CASPER, Wyo. — In a display of community commitment, First Interstate Bank in Casper sent 66 of its employees to 11 different organizations across the city on Sept. 13 for its sixth annual Volunteer Day, according to a press release by the bank.

This bank-led initiative saw thousands of its employees across a 14-state area close up shop at noon to help local nonprofit organizations.

From teaching the elderly about scams at retirement communities like Garden Square and Primrose to stocking shelves at the Wyoming Food Bank, Meals on Wheels and Joshua’s Storehouse, volunteers took on a myriad of tasks throughout Casper. Their day of service also extended to building beds with Sleep in Heavenly Peace, aiding the Rescue Mission and even tidying gardens.
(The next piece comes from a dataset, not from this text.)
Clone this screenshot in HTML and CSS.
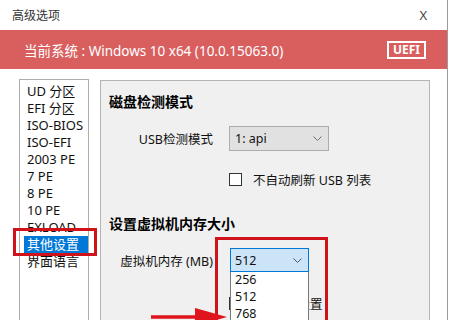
FILE: index.html
```html
<!DOCTYPE html>
<html lang="zh-CN">
<head>
<meta charset="UTF-8" />
<title>高级选项</title>
<link rel="stylesheet" href="styles.css">
</head>
<body>
  <div class="window">
    <div class="titlebar">
      <span class="title">高级选项</span>
      <span class="close">X</span>
    </div>

    <div class="sysbar">
      <span class="sysinfo">当前系统 : Windows 10 x64 (10.0.15063.0)</span>
      <span class="badge">UEFI</span>
    </div>

    <div class="main">
      <ul class="nav">
        <li>UD 分区</li>
        <li>EFI 分区</li>
        <li>ISO-BIOS</li>
        <li>ISO-EFI</li>
        <li>2003 PE</li>
        <li>7 PE</li>
        <li>8 PE</li>
        <li>10 PE</li>
        <li>EXLOAD</li>
        <li class="active">其他设置<span class="mark"></span></li>
        <li>界面语言</li>
      </ul>

      <div class="panel">
        <section class="group">
          <h2>磁盘检测模式</h2>
          <div class="row">
            <label class="label">USB检测模式</label>
            <div class="combo combo-wide">
              <span>1: api</span>
              <svg class="chev" viewBox="0 0 9 5" width="9" height="5"><polyline points="0.5,0.5 4.5,4.5 8.5,0.5" fill="none" stroke="#6d6d6d" stroke-width="1"/></svg>
            </div>
          </div>
          <div class="row check-row">
            <span class="checkbox"></span>
            <span>不自动刷新 USB 列表</span>
          </div>
        </section>

        <section class="group">
          <h2>设置虚拟机内存大小</h2>
          <div class="row">
            <label class="label">虚拟机内存 (MB)</label>
            <div class="combo-wrap">
              <div class="combo combo-open">
                <span>512</span>
                <svg class="chev" viewBox="0 0 9 5" width="9" height="5"><polyline points="0.5,0.5 4.5,4.5 8.5,0.5" fill="none" stroke="#555" stroke-width="1"/></svg>
              </div>
              <ul class="dropdown">
                <li>256</li>
                <li>512</li>
                <li>768</li>
              </ul>
            </div>
          </div>
          <div class="row check-row hidden-row">
            <span class="checkbox"></span>
            <span class="hidden-text">记住此设置</span>
          </div>
        </section>

        <!-- annotation overlays -->
        <div class="callout"></div>
        <svg class="arrow" viewBox="0 0 85 24" width="85" height="24">
          <line x1="2" y1="14" x2="60" y2="14" stroke="#e0141c" stroke-width="3.5"/>
          <polygon points="46,5 78,14 46,23" fill="#e0141c"/>
        </svg>
      </div>
    </div>
  </div>
</body>
</html>
```

FILE: styles.css
```css
* {
  box-sizing: border-box;
}
html, body {
  margin: 0;
  padding: 0;
  width: 450px;
  height: 320px;
  overflow: hidden;
  background: #fff;
  font-family: "Noto Sans", "Noto Sans CJK SC", sans-serif;
  color: #111;
}
.window {
  width: 448px;
  height: 320px;
  overflow: hidden;
  border-right: 1px solid #9a9a9a;
  display: flex;
  flex-direction: column;
}

/* title bar */
.titlebar {
  height: 30px;
  display: flex;
  align-items: center;
  justify-content: space-between;
  padding: 0 20px 0 12px;
}
.title {
  font-size: 12px;
  color: #333;
}
.close {
  font-size: 13px;
  color: #444;
}

/* red system bar */
.sysbar {
  height: 39px;
  background: #d95f5f;
  color: #fff;
  display: flex;
  align-items: center;
  justify-content: space-between;
  padding: 0 21px 0 24px;
}
.sysinfo {
  font-size: 13.5px;
}
.badge {
  border: 2px solid #fff;
  font-size: 12px;
  font-weight: 700;
  line-height: 14px;
  padding: 0 4px;
  margin-top: 1px;
}

/* main area */
.main {
  flex: 1;
  display: flex;
  padding: 10px 0 0 19px;
  gap: 11px;
  min-height: 0;
}
.nav {
  list-style: none;
  margin: 0;
  padding: 3px 0 0 4px;
  width: 70px;
  border: 1px solid #adadad;
  border-bottom: none;
  font-size: 13px;
}
.nav li {
  line-height: 17px;
  height: 17px;
  padding-left: 3px;
  white-space: nowrap;
}
.nav li.active {
  position: relative;
  background: #0078d7;
  color: #fff;
}
.mark {
  position: absolute;
  left: -11px;
  top: -8px;
  width: 84px;
  height: 28px;
  border: 3px solid #d0131a;
}

/* settings panel */
.panel {
  position: relative;
  width: 330px;
  margin-top: 1px;
  background: #f0f0f0;
  border: 1px solid #b4b4b4;
  border-bottom: none;
  padding: 12px 0 0 8px;
  font-size: 12.5px;
}
.group h2 {
  margin: 0;
  font-size: 14px;
  line-height: 18px;
  font-weight: 700;
  color: #000;
}
.group + .group {
  margin-top: 26px;
}
.row {
  display: grid;
  grid-template-columns: 104px 1fr;
  column-gap: 16px;
  align-items: center;
  margin-top: 15px;
}
.label {
  text-align: right;
  color: #111;
}
.combo {
  height: 25px;
  display: flex;
  align-items: center;
  justify-content: space-between;
  padding: 0 6px 0 5px;
  border: 1px solid #adadad;
  background: #e1e1e1;
}
.combo-wide {
  width: 100px;
}
.combo-wrap {
  position: relative;
  width: 79px;
  margin-left: 1px;
}
.combo-open {
  height: 24px;
  background: #cce4f7;
  border-color: #0078d7;
  padding-left: 4px;
}
.dropdown {
  position: absolute;
  top: 100%;
  left: 0;
  width: 79px;
  margin: 0;
  padding: 0 0 0 4px;
  list-style: none;
  background: #fff;
  border: 1px solid #7a7a7a;
  border-top: none;
  height: 60px;
  z-index: 2;
}
.dropdown li {
  line-height: 17px;
  margin-top: -1px;
}
.dropdown li + li {
  margin-top: 0;
}
.check-row {
  display: flex;
  align-items: center;
  gap: 11px;
  padding-left: 120px;
  margin-top: 19px;
}
.hidden-row {
  margin-top: 22px;
}
.hidden-text {
  margin-left: 7px;
}
.checkbox {
  width: 13px;
  height: 13px;
  border: 1px solid #333;
  background: #fff;
}

/* annotations */
.callout {
  position: absolute;
  left: 114px;
  top: 156px;
  width: 113px;
  height: 100px;
  border: 3px solid #d0131a;
  z-index: 3;
}
.arrow {
  position: absolute;
  left: 48px;
  top: 222px;
  z-index: 3;
}
```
Kevin Riley, president and CEO of First Interstate BancSystem Inc., spoke about the bank’s community-focused ethos, emphasizing how the volunteer day “concentrates and magnifies the efforts of our wonderful employees, who give generously to the places where they live and work.”

While the bank’s philanthropic theme for this year highlighted poverty, hunger and homelessness, employees were free to choose projects tailored to the unique needs of their local communities.

This commitment isn’t just limited to one day. As part of its philanthropic philosophy, First Interstate contributes in a multitude of ways year-round. Its programs include “Teach Children to Save” to “Neighbors Feeding Neighbors”.

Through a volunteer match program, the bank pays nonprofits $10/hour for employee volunteer time and even matches employee donations. In the past year, nearly 19,000 hours of volunteer work were logged, resulting in close to $176,000 in employee gift match dollars.

Though branches were closed for this special initiative, clients had access to banking services like ATMs, online banking and the mobile app. Regular services resumed on Sept. 14.

First Interstate Bank’s roots trace back to Billings, Montana, but its footprint spans 14 states.